_WRITTEN PROBLEM_:
Transcribe the whole listing without a single picture.

_MATERIALS PROVIDED_:
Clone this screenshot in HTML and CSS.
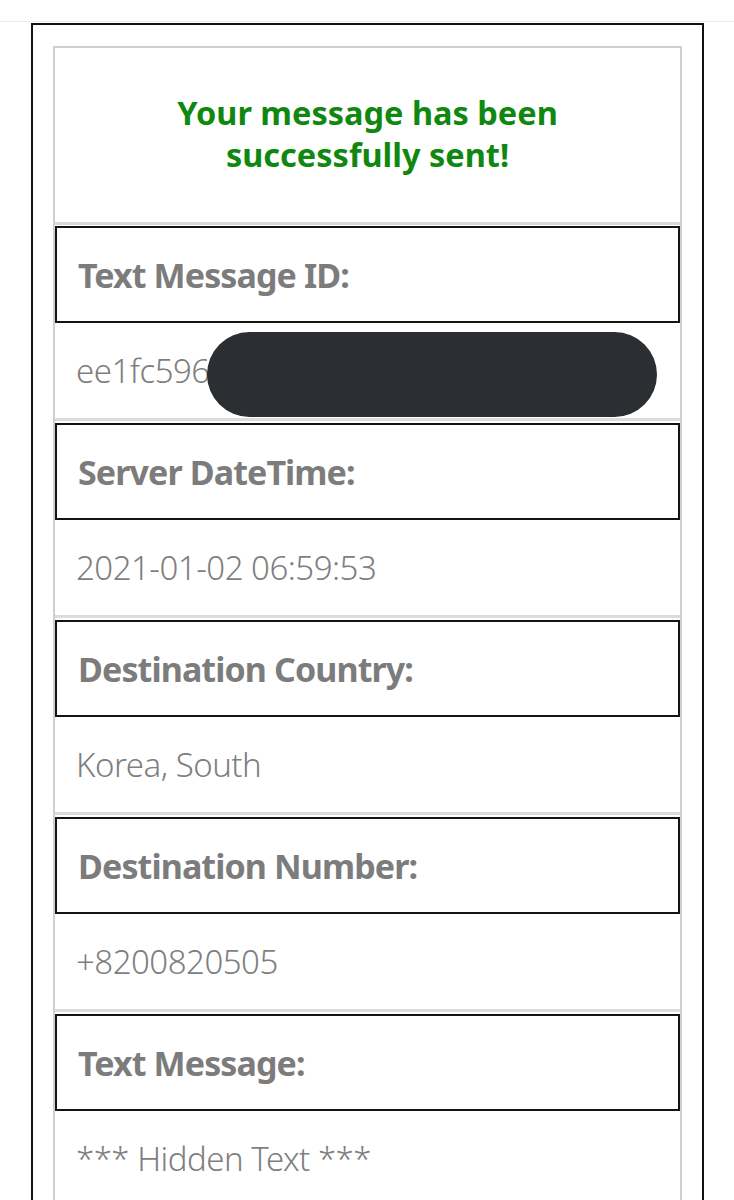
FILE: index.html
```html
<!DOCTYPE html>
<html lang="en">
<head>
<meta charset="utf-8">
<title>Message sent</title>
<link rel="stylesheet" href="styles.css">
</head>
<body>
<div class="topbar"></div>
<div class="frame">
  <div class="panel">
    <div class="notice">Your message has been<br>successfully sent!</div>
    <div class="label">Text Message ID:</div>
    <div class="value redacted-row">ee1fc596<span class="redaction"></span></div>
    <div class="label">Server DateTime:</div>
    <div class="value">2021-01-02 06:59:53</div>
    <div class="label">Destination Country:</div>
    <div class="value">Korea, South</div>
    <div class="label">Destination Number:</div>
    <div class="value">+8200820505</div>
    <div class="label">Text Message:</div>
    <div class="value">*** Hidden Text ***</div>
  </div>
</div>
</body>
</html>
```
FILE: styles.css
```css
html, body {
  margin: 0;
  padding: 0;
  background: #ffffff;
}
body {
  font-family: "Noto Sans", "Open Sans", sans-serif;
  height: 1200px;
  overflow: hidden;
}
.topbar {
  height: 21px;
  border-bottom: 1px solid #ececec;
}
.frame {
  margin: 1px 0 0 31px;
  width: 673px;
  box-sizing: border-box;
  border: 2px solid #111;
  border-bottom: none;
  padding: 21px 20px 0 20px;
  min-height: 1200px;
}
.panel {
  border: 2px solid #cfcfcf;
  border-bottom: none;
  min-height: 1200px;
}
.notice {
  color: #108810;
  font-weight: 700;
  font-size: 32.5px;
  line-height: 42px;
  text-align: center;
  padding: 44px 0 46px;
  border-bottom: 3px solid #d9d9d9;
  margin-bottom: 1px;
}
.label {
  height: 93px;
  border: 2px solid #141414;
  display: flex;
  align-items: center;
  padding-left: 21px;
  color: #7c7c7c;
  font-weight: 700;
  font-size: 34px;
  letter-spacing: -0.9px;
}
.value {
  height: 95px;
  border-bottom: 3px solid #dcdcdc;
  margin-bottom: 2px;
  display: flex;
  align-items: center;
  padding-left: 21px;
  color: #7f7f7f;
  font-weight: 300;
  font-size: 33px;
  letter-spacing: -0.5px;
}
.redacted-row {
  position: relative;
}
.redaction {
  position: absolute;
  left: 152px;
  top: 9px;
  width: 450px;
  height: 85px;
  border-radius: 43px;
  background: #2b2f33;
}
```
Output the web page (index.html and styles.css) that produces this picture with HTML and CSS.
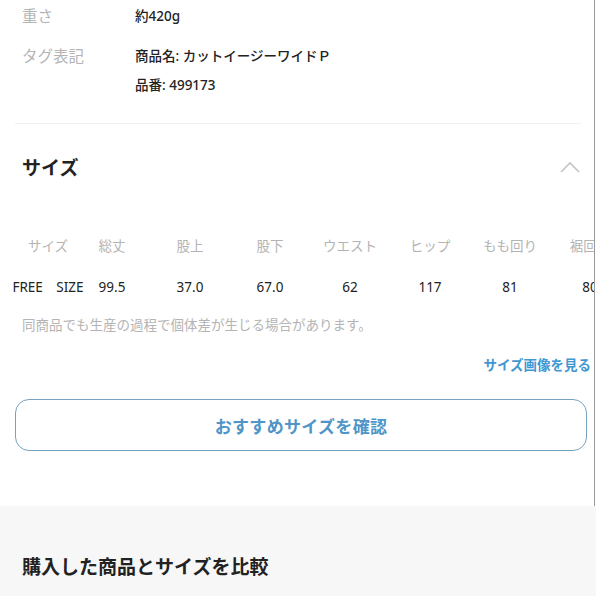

_FULL RESPONSE_:
Clone this screenshot in HTML and CSS.
FILE: index.html
```html
<!DOCTYPE html>
<html lang="en">
<head>
<meta charset="utf-8">
<title>Message sent</title>
<link rel="stylesheet" href="styles.css">
</head>
<body>
<div class="topbar"></div>
<div class="frame">
  <div class="panel">
    <div class="notice">Your message has been<br>successfully sent!</div>
    <div class="label">Text Message ID:</div>
    <div class="value redacted-row">ee1fc596<span class="redaction"></span></div>
    <div class="label">Server DateTime:</div>
    <div class="value">2021-01-02 06:59:53</div>
    <div class="label">Destination Country:</div>
    <div class="value">Korea, South</div>
    <div class="label">Destination Number:</div>
    <div class="value">+8200820505</div>
    <div class="label">Text Message:</div>
    <div class="value">*** Hidden Text ***</div>
  </div>
</div>
</body>
</html>
```
FILE: styles.css
```css
html, body {
  margin: 0;
  padding: 0;
  background: #ffffff;
}
body {
  font-family: "Noto Sans", "Open Sans", sans-serif;
  height: 1200px;
  overflow: hidden;
}
.topbar {
  height: 21px;
  border-bottom: 1px solid #ececec;
}
.frame {
  margin: 1px 0 0 31px;
  width: 673px;
  box-sizing: border-box;
  border: 2px solid #111;
  border-bottom: none;
  padding: 21px 20px 0 20px;
  min-height: 1200px;
}
.panel {
  border: 2px solid #cfcfcf;
  border-bottom: none;
  min-height: 1200px;
}
.notice {
  color: #108810;
  font-weight: 700;
  font-size: 32.5px;
  line-height: 42px;
  text-align: center;
  padding: 44px 0 46px;
  border-bottom: 3px solid #d9d9d9;
  margin-bottom: 1px;
}
.label {
  height: 93px;
  border: 2px solid #141414;
  display: flex;
  align-items: center;
  padding-left: 21px;
  color: #7c7c7c;
  font-weight: 700;
  font-size: 34px;
  letter-spacing: -0.9px;
}
.value {
  height: 95px;
  border-bottom: 3px solid #dcdcdc;
  margin-bottom: 2px;
  display: flex;
  align-items: center;
  padding-left: 21px;
  color: #7f7f7f;
  font-weight: 300;
  font-size: 33px;
  letter-spacing: -0.5px;
}
.redacted-row {
  position: relative;
}
.redaction {
  position: absolute;
  left: 152px;
  top: 9px;
  width: 450px;
  height: 85px;
  border-radius: 43px;
  background: #2b2f33;
}
```
Output the web page (index.html and styles.css) that produces this picture with HTML and CSS.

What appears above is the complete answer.